Provided data:
•••••
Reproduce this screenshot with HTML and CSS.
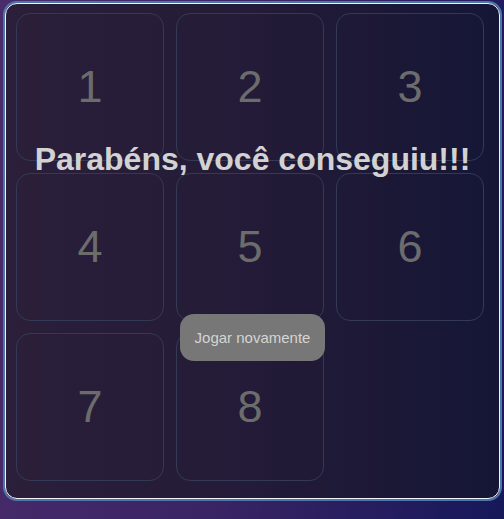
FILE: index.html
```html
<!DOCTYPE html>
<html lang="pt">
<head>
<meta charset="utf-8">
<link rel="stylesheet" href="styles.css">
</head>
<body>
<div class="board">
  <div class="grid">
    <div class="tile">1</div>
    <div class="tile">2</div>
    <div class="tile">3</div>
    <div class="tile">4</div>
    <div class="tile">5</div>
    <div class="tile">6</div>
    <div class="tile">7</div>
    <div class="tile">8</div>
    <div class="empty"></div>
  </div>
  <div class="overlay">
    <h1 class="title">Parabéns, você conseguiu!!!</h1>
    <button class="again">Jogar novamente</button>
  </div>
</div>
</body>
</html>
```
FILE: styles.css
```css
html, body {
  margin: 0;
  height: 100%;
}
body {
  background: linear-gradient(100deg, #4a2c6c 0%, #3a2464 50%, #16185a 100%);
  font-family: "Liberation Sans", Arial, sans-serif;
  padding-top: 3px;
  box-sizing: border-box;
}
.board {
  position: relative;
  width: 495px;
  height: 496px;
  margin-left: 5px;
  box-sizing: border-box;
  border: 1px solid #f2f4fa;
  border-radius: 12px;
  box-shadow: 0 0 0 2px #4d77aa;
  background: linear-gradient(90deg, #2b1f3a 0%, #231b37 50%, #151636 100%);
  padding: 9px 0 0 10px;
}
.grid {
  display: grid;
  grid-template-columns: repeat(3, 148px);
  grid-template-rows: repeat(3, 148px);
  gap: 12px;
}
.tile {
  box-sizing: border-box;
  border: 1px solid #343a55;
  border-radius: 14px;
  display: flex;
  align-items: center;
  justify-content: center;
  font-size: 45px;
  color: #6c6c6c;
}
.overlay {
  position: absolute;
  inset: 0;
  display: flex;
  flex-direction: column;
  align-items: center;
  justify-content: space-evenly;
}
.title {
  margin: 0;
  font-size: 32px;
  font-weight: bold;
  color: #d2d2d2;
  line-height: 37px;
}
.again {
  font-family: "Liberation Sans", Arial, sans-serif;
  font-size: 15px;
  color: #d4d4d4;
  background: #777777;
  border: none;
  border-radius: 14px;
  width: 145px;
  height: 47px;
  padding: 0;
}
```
•••••
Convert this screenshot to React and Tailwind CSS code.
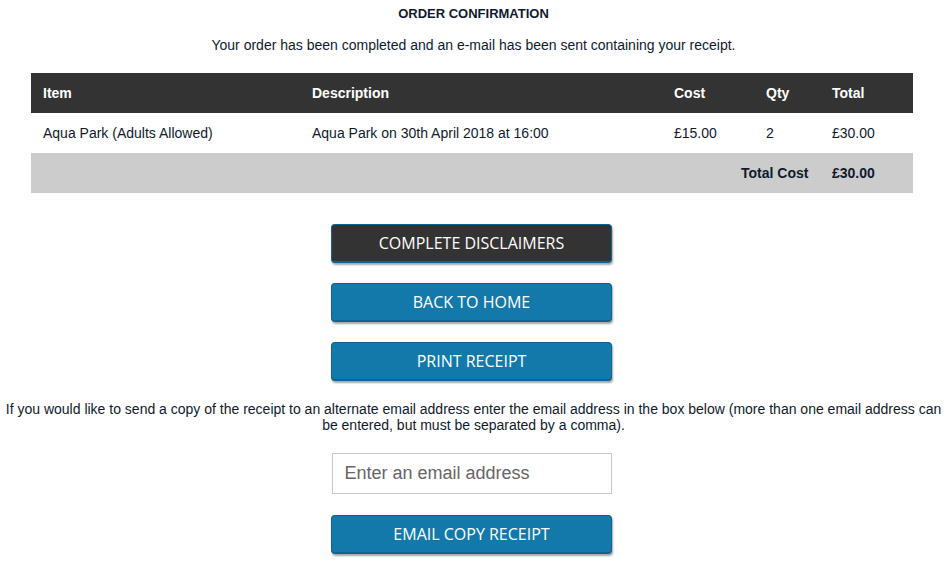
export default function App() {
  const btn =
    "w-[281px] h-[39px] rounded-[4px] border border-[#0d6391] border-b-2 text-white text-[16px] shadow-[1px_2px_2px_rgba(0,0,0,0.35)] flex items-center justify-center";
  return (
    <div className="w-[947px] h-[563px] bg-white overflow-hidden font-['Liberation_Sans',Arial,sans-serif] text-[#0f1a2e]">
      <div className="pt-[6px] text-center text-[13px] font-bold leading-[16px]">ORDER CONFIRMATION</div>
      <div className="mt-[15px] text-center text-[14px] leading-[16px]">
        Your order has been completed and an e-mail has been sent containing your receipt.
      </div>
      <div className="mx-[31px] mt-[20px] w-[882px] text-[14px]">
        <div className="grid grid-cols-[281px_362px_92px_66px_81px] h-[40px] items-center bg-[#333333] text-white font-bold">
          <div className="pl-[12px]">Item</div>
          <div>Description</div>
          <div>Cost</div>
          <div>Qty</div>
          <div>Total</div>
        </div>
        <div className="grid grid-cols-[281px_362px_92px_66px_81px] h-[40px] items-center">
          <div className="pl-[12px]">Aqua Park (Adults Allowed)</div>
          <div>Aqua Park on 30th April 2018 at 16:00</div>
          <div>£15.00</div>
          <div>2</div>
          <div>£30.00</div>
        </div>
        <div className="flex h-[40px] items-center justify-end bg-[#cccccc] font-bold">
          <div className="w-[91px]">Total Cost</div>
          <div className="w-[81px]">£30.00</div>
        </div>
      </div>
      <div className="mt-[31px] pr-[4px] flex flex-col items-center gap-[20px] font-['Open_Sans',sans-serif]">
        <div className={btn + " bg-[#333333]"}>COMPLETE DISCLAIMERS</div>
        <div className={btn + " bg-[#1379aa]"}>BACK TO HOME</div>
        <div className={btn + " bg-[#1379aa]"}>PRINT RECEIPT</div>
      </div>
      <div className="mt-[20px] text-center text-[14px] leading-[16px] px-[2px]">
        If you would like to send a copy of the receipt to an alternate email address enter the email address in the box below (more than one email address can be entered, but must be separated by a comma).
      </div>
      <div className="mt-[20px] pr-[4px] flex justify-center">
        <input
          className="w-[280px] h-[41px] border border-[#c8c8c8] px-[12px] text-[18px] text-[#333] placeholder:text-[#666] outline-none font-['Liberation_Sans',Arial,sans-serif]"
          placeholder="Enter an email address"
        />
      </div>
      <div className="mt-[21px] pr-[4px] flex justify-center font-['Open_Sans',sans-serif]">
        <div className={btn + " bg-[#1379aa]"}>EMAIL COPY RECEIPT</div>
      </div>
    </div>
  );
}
•••••
Work instructions: From the listing above, copy all lines holding the word "screenshot".

In response:
Reproduce this screenshot with HTML and CSS.
Convert this screenshot to React and Tailwind CSS code.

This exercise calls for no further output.